The Horizontal vs. Vertical issue should be seen as how to optimise the portfolio of funds, equalising net benefit and ensuring a margin between overall development and climate finance for the Green Fund and other climate funds.  Vertical funds have strong public and political appeal but there is no one solution-fits-all and country allocations ought to be based on a variety of approaches.  The Challenge Fund with its focus on competitive bids and innovation does not encourage sustainable financing, is often unpredictable and encourages fragmentation. Ex-ante results-based funding such as the GEF and IDA are capable of taking into consideration environmental and poverty dimensions. A hybrid approach could be useful, however it is important to match funding allocations to in-country governance capacity. 

How to leverage private sector capital is addressed in a paper by Brown and Jacobs Leveraging private investment: the role of public sector climate finance.  Fundamental to this is providing a favourable and predictable framework to provide confidence for private sector investment. Please also refer to the recent Transparency International’s Global Corruption Report: Climate Change which examines the potential for major climate-related corruption risks.  In aid-dependent countries, leveraging private sector capital needs to be considered in light of other competing uses for private capital funds.

It is important to remember that it is not only donors who act inconsistently.  Civil society, governments and the private sector are also prone to inconsistency and where you stand on issues depends on your situation within an organisation and which part of your organisation you see as defending.  Governance is also about managing conflict of interest, lack of interest in certain issues as well as ensuring effectiveness and accountability. Donors need to recognise this an ensure they take responsibility for the governance systems they establish within climate funds.  Donors themselves do not yet have an established forum to consider issues on global vertical or horizontal funds.  There is a need for agreed principles on climate change principles; DFID’s Mutil-Lateral Aid review can be a catalyst for this.

Neil Bird summarised the challenge of ensuring responsiveness but also the speed of delivery and direct access in the context of guaranteeing the highest operational standards. While vertical funds are seen to offer good value for money and are good at results-based approaches some vertical funds place demands on national systems.  For example, the Adaptation Fund has not accredited national ministries since they cannot always demonstrate the project management capacity to account for external funding which limits the scope for direct action.   This effectively locks funding into projects, limiting the opportunity to achieve transformational change.

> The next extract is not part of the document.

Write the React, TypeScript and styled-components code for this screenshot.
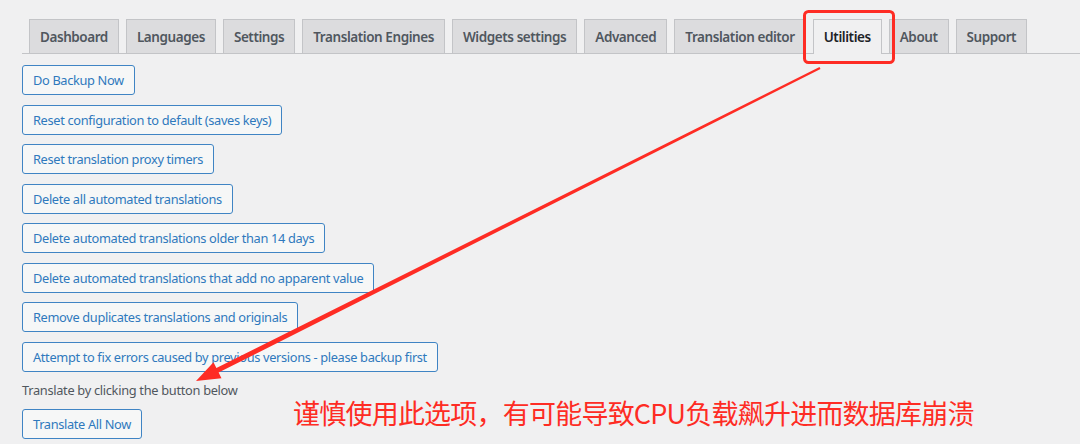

Moving forward, we can consider the GAVI’s approach of classifying countries according to their level of fiduciary risk with the choice of financial mechanisms and audit requirements being country-specific.  Paul Collier’s suggestion of using independent certification of public spending systems to ensure the delivery of climate finance at speed and scale is worth exploring.  It is unlikely that vertical funds can uniformly feed into a range of country settings and a hybrid approach would be appropriate to ensure suitable responses in different national contexts.

Q&A

Key questions raised included:

  • Should we treat adaptation and mitigation separately when considering if a fund should be vertical or not – is there a choice between horizontal and vertical?
  • Should climate finance be treated as aid?
  • How will vertical funds be used in different sectors and how do funds take into consideration that the private sector often prefers fragmentation since this promotes competition?
  • Do we need to reduce emissions in developed countries so as to reduce the levels of climate finance (see also Jonathan Glennie’s blog Climate change bribery won't work)What is the schedule of the transitional committee’s meetings and is there scope for civil society participation in the Green Fund’s design?
  • How will corporate governance be considered when influencing private sector behaviour in climate finance delivery which will be leveraged using public sector funding?
  • Should we try and be more bureaucratic with climate finance as was the case with aid?

Concluding comments

The Green Fund is a certainty and an attempt to regroup existing funds and prevent a proliferation of an excessive number of funds.  However, the automatic assumption a new vertical fund is needed needs analysing. If transformation will occur a change in leadership is necessary and it is not known how the Green Fund will work in practice at this point. Two possibilities are for the Green Fund to provide a supervision function, having its own capital base or a wholesaler or retailer of funds and we should not assume it will be a vertical fund. We need to work out what the problem is we are trying to fix. 

The next Green Fund transitional committee will be held in Japan, Geneva and South Africa the dates of which are publicly available.  The UK government is having debates with domestic civil society to receive as many views as possible and are open to diversity of opinion in debates around its architecture.

Related documentation – draft paper Bird, N and Glennie, J (2011) Going Beyond Aid Effectiveness of Climate Finance. ODI Draft Briefing Paper.

Description

The aid industry has periodically sought to improve the effectiveness of aid, with the latest attempt, the 2005 Paris Declaration, focusing on five key themes generally agreed to be important (Ownership, Alignment, Harmonisation, Mutual Accountability and Managing for Results). Progress against these five themes has seen mixed results. In particular, vertical funds, such as the proposed Global Climate Fund, have been found to have both positive and negative impacts.  Although the climate finance landscape is highly fragmented, the proposed Global Climate Fund is emerging as a likely major modality for climate finance, channelling significant international public flows for both adaptation and mitigation.

This meeting will draw out the major lessons from the aid effectiveness agenda and examine how relevant these are for climate finance, with discussions focused around the particular example of vertical funds. The successes and failures of the push for aid effectiveness will be charted and parallels will be made with the existing international climate finance architecture. The question is whether climate finance can learn the lessons from development finance quickly, without having to waste valuable years making the same mistakes?